Fast Neural-Network Surrogate Model of the Updated Multi-Mode Anomalous Transport Module for NSTX-U

B. Leard, S.M. Morosohk, Z. Wang, T. Rafiq, E. Schuster

30th IEEE Symposium on Fusion Energy

Oxford, UK, July 9-13, 2023

Abstract

The Multi-Mode Module (MMM) is a theory-based anomalous transport model that is used in integrated codes to predict the electron/ion temperature, electron/impurity density, and toroidal/poloidal rotation profiles of tokamak plasmas. It includes transport driven by a variety of electron and ion scale modes and accounts for the effects of collisions, fast-ion and impurity dilution, non-circular flux surfaces, finite beta, and Shafranov shift [1]. Due to the large number of interconnected physical phenomena captured by MMM, it is a computationally intensive code, unsuitable for control applications that require real-time or faster-than-real-time prediction speeds. Therefore, significant effort has been dedicated to the development of neural-network (NN)-based surrogate models for tokamaks like DIII-D [2] and EAST with the goal of reproducing a selected set of MMM’s output predictions at a much faster speed. In this work, a NN model for MMM9.1 is trained based on predictions within the NSTX-U operating regime. This model, referred to as MMMNet, is capable of predicting the ion, electron, and impurity thermal diffusivities, electron particle diffusivity, and toroidal and poloidal momentum diffusivities. The newer MMM9.1 version improves the accuracy, consistency, speed, and physics basis of several components of MMM that are critical for NSTX-U as well as for the spherical-tokamak reactor concept. The MMM training data is based on NSTX experimental shots and adapted to suit the NSTX-U geometry and to cover the entirety of the NSTX-U parameter space. In simulation testing, MMMNet is shown to have a similar accuracy to MMM while running at a fraction of its computation time.

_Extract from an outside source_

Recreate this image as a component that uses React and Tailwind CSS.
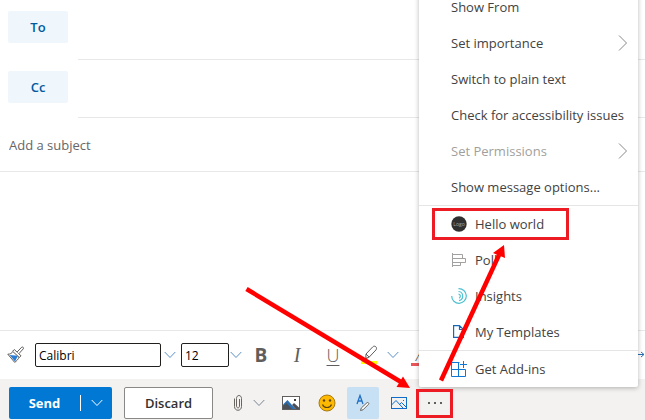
import React from "react";

const ChevronDown = ({ className = "" }) => (
  <svg className={className} width="12" height="8" viewBox="0 0 12 8" fill="none" stroke="currentColor" aria-hidden="true">
    <path d="M0.7 1L6 6.5L11.3 1" />
  </svg>
);

const ChevronRight = ({ className = "" }) => (
  <svg className={className} width="10" height="16" viewBox="0 0 10 16" fill="none" stroke="currentColor" aria-hidden="true">
    <path d="M1 0.5L8.500 8L1 15.5" />
  </svg>
);

const PainterIcon = () => (
  <svg width="18" height="18" viewBox="0 0 18 18" fill="none" stroke="#605e5c" aria-hidden="true">
    <path d="M2.5 9L11 9.8L8 15.5Z" fill="#2b7cd3" stroke="none" />
    <path d="M0.8 8.2C3 8.3 4.800 7.3 6.300 5.200L12.300 10.900C11 13.500 9.500 15.300 7.600 16.300Z" />
    <path d="M5.600 5.300L7.300 3.500L14 9.800L12.300 11.500Z" fill="#fff" />
    <path d="M10.100 6L14.700 1.200C15.500 0.400 17.200 1.800 16.300 2.800L11.900 7.700" fill="#fff" />
  </svg>
);

const HighlightIcon = () => (
  <svg width="18" height="20" viewBox="0 0 18 20" fill="none" stroke="#605e5c" aria-hidden="true">
    <path d="M1 17.500h16" stroke="#ffff00" strokeWidth="3" />
    <path d="M6 9L12.800 1.800C13.600 1 15 1 15.900 1.800C16.800 2.700 16.700 4.100 15.900 5L9.200 12.100L5.800 13.400L3.200 16.200H5.600L7 13M6 9L9.200 12.100M6 9L5.800 13.400" />
  </svg>
);

const ClipIcon = () => (
  <svg width="10" height="18" viewBox="0 0 10 18" fill="none" stroke="#68645f" aria-hidden="true">
    <path d="M1.500 4.500V12.500C1.500 17.500 8.500 17.500 8.500 12.500V4.500C8.500 0.500 3.500 0.500 3.500 4.500V12C3.500 14.500 6.500 14.500 6.500 12V5" />
  </svg>
);

const PhotoIcon = () => (
  <svg width="18" height="14" viewBox="0 0 18 14" fill="none" aria-hidden="true">
    <rect x="0.5" y="0.5" width="17" height="13" fill="#fff" stroke="#605e5c" />
    <path d="M1 8.500L5.500 4L13.500 13H1Z" fill="#2b6fb3" />
    <path d="M1 10L4.500 7L10 13H1Z" fill="#4b5058" />
    <path d="M10 9L12 7L17 11.500V13H13.500Z" fill="#4b5058" />
    <rect x="12" y="3" width="2" height="2" fill="#3a3a3a" />
  </svg>
);

const SmileIcon = () => (
  <svg width="18" height="18" viewBox="0 0 18 18" fill="none" aria-hidden="true">
    <circle cx="9" cy="9" r="8" fill="#ffb900" stroke="#a87a12" />
    <circle cx="6" cy="6.500" r="1.200" fill="#5c4510" />
    <circle cx="12" cy="6.500" r="1.200" fill="#5c4510" />
    <path d="M4.500 10.500C6 14.500 12 14.500 13.500 10.500" stroke="#5c4510" strokeWidth="1.200" />
  </svg>
);

const FormatIcon = () => (
  <svg width="14" height="18" viewBox="0 0 14 18" fill="none" aria-hidden="true">
    <path d="M1 10L4 1.500L7 10M2 7H6" stroke="#1f6fc5" strokeWidth="1.300" />
    <path d="M4.500 16.500L5.300 14L11 8.700C12 8 13.500 9.300 12.500 10.300L7 15.800Z" fill="#fff" stroke="#68645f" />
  </svg>
);

const InlinePictureIcon = () => (
  <svg width="16" height="12" viewBox="0 0 16 12" fill="none" stroke="#0f6cc8" aria-hidden="true">
    <rect x="0.5" y="0.5" width="15" height="11" />
    <path d="M0.5 8L5 3.500L12 11M8.500 7.500L10.500 5.500L15.500 10.500" />
    <path d="M12 3.500h1" />
  </svg>
);

const LogoIcon = () => (
  <svg width="16" height="16" viewBox="0 0 16 16" aria-hidden="true">
    <circle cx="8" cy="8" r="7.700" fill="#303030" />
    <text x="8" y="9.500" textAnchor="middle" fontSize="5" fill="#a6a6a6" fontFamily="Open Sans, sans-serif">Logo</text>
  </svg>
);

const PollIcon = () => (
  <svg width="16" height="16" viewBox="0 0 16 16" fill="none" stroke="#a3a19f" aria-hidden="true">
    <path d="M1.500 1V15M1.500 2.500H11.500V6.500H1.500M1.500 6.500H14.500V10.500H1.500M9.500 10.500V13.500H1.500" />
  </svg>
);

const InsightsIcon = () => (
  <svg width="16" height="16" viewBox="0 0 16 16" fill="none" stroke="#4fc0d0" strokeWidth="1.200" aria-hidden="true">
    <path d="M7.500 0.700A7.300 7.300 0 1 1 0.700 8" />
    <path d="M7.500 3.500A4.600 4.600 0 0 1 8 12.600" />
    <path d="M7.500 6A2.200 2.200 0 0 1 8 10.200" />
  </svg>
);

const TemplateIcon = () => (
  <svg width="16" height="16" viewBox="0 0 16 16" fill="none" stroke="#1769b8" strokeWidth="1.200" aria-hidden="true">
    <path d="M2.600 1.600H8.500L12.400 5.500V13.400H2.600ZM8.500 1.600V5.500H12.400" />
  </svg>
);

const AddInsIcon = () => (
  <svg width="16" height="16" viewBox="0 0 16 16" fill="none" stroke="#0f78d4" aria-hidden="true">
    <path d="M8.500 1.500H0.500V15.500H14.500V8.500H0.500M7.500 1.500V15.500M12.500 0V7M9 3.500H16" />
  </svg>
);

const MenuItem = ({ children, icon, submenu, disabled }) => (
  <li>
    <button
      type="button"
      disabled={disabled}
      className="flex h-9 w-full items-center gap-2 whitespace-nowrap pl-8 pr-[10px] text-left leading-[14px] text-[#424242] disabled:text-[#a19f9d]"
    >
      {icon}
      <span>{children}</span>
      {submenu && <ChevronRight className="ml-auto shrink-0 text-[#8a8886]" />}
    </button>
  </li>
);

const MoreMenu = () => (
  <div className="absolute bottom-full left-0 w-[219px] rounded-[2px] bg-white shadow-[0_1px_5px_rgba(0,0,0,0.28)]">
    <ul>
      <MenuItem>Show From</MenuItem>
      <MenuItem submenu>Set importance</MenuItem>
      <MenuItem>Switch to plain text</MenuItem>
      <MenuItem>Check for accessibility issues</MenuItem>
      <MenuItem submenu disabled>Set Permissions</MenuItem>
      <MenuItem>Show message options...</MenuItem>
    </ul>
    <ul className="border-t border-[#e5e5e5]">
      <MenuItem icon={<LogoIcon />}>Hello world</MenuItem>
      <MenuItem icon={<PollIcon />}>Poll</MenuItem>
      <MenuItem icon={<InsightsIcon />}>Insights</MenuItem>
      <MenuItem icon={<TemplateIcon />}>My Templates</MenuItem>
    </ul>
    <ul className="border-t border-[#e5e5e5]">
      <MenuItem icon={<AddInsIcon />}>Get Add-ins</MenuItem>
    </ul>
  </div>
);

/* Callouts that lead from the More button to the add-in's entry. */
const Callouts = () => (
  <svg
    className="pointer-events-none absolute bottom-0 -left-[179px]"
    width="340"
    height="219"
    viewBox="240 200 340 219"
    fill="none"
    aria-hidden="true"
  >
    <rect x="433.500" y="209.500" width="134" height="29" stroke="#ed1c24" strokeWidth="3" />
    <rect x="417.500" y="390.500" width="34" height="26" stroke="#ed1c24" strokeWidth="3" />
    <path d="M246.500 289L401 382" stroke="#f00" strokeWidth="4.500" />
    <path d="M410 388L403 376.500L396.500 387Z" fill="#f00" />
    <path d="M441 380.500L499 255" stroke="#f00" strokeWidth="4.500" />
    <path d="M504 245L505 258L493 253Z" fill="#f00" />
  </svg>
);

const Recipient = ({ label, height }) => (
  <div className={`flex items-stretch pl-2 ${height}`}>
    <button type="button" className="mt-[11px] h-8 w-[60px] rounded-[2px] bg-[#eff6fc] font-semibold text-[#005a9e]">
      {label}
    </button>
    <input aria-label={label} className="ml-[10px] min-w-0 flex-1 border-b border-[#e8e8e8] outline-none" />
  </div>
);

const Tool = ({ label, active, children }) => (
  <button
    type="button"
    aria-label={label}
    className={`flex size-8 shrink-0 items-center justify-center ${active ? "rounded-[2px] bg-[#c7e0f4]" : ""}`}
  >
    {children}
  </button>
);

export default function App() {
  return (
    <main className="flex h-screen flex-col overflow-hidden bg-white font-['Open_Sans','Noto_Sans',sans-serif] text-[13px] leading-5 text-[#424242]">
      <Recipient label="To" height="h-[60px]" />
      <Recipient label="Cc" height="h-[58px]" />
      <input
        aria-label="Subject"
        placeholder="Add a subject"
        className="h-[54px] w-full shrink-0 border-b border-[#e8e8e8] px-[9px] outline-none placeholder:text-[#666666]"
      />
      <textarea aria-label="Message body" className="min-h-0 w-full flex-1 resize-none p-2 outline-none" />

      <div className="flex h-[49px] shrink-0 items-center border-t border-[#e8e8e8] text-[#605e5c]">
        <button type="button" aria-label="Format painter" className="ml-[7px] mr-[10px] shrink-0">
          <PainterIcon />
        </button>
        <input
          aria-label="Font"
          defaultValue="Calibri"
          className="h-6 w-[126px] rounded-[2px] border border-[#201f1e] px-[3px] text-[12px] text-black outline-none"
        />
        <button type="button" aria-label="Font list" className="flex w-[18px] shrink-0 justify-center text-[#5b8fc7]">
          <ChevronDown />
        </button>
        <input
          aria-label="Font size"
          defaultValue="12"
          className="ml-[2px] h-6 w-12 rounded-[2px] border border-[#201f1e] px-[3px] text-[12px] text-black outline-none"
        />
        <button type="button" aria-label="Size list" className="flex w-[14px] shrink-0 justify-center text-[#5b8fc7]">
          <ChevronDown />
        </button>
        <button type="button" aria-label="Bold" className="w-9 shrink-0 text-[19px] font-bold">B</button>
        <button type="button" aria-label="Italic" className="w-9 shrink-0 font-['Liberation_Serif',serif] text-[20px] italic">I</button>
        <button type="button" aria-label="Underline" className="w-9 shrink-0 text-[18px] font-light underline decoration-1 underline-offset-3">U</button>
        <button type="button" aria-label="Highlight" className="flex w-9 shrink-0 justify-center">
          <HighlightIcon />
        </button>
        <button type="button" aria-label="Highlight colours" className="flex w-3 shrink-0 justify-center text-[#5b8fc7]">
          <ChevronDown />
        </button>
        <button type="button" aria-label="Font colour" className="ml-3 w-5 shrink-0 border-b-[3px] border-[#e8575a] text-[18px] font-light italic leading-[18px]">A</button>
        <button type="button" aria-label="Left to right" className="ml-auto shrink-0 text-[#2b6fb3]">
          <svg width="16" height="8" viewBox="0 0 16 8" fill="none" stroke="currentColor" aria-hidden="true">
            <path d="M0 3.500H15M12 1L15 3.500L12 6" />
          </svg>
        </button>
      </div>

      <div className="flex h-[41px] shrink-0 items-start bg-[#f3f2f1] pl-[9px] pt-2">
        <div className="flex h-8 w-[103px] shrink-0 items-center rounded-[2px] bg-[#0078d4] text-white">
          <button type="button" className="h-8 w-[71px] font-bold">Send</button>
          <button type="button" aria-label="Send options" className="flex h-4 flex-1 items-center justify-center border-l border-white">
            <ChevronDown />
          </button>
        </div>
        <button type="button" className="ml-3 h-8 w-[89px] shrink-0 rounded-[2px] border border-[#8a8886] bg-white font-semibold text-[#323130]">
          Discard
        </button>
        <div className="ml-2 flex gap-1">
          <button type="button" aria-label="Attach" className="flex h-8 w-[50px] items-center gap-[10px] pl-3 text-[#7a8794]">
            <ClipIcon />
            <ChevronDown className="shrink-0" />
          </button>
          <Tool label="Insert pictures"><PhotoIcon /></Tool>
          <Tool label="Insert emoji"><SmileIcon /></Tool>
          <Tool label="Formatting options" active><FormatIcon /></Tool>
          <Tool label="Inline picture"><InlinePictureIcon /></Tool>
          <div className="relative">
            <Tool label="More options">
              <svg width="16" height="4" viewBox="0 0 16 4" fill="#605e5c" aria-hidden="true">
                <path d="M1 1h2v2h-2zM7 1h2v2h-2zM13 1h2v2h-2z" />
              </svg>
            </Tool>
            <MoreMenu />
            <Callouts />
          </div>
        </div>
      </div>
    </main>
  );
}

This makes MMMNet suitable for real-time control applications. When integrated into the Control Oriented Transport SIMulator (COTSIM), the plasma-profile prediction accuracy is improved without compromising computational speed.

[1] T. Rafiq et al., Phys. Plasmas 20 032506 (2013).
[2] S.M. Morosohk et al., Nucl. Fusion 61 106040 (2021).

*Supported by the US DOE (DE-SC0021385).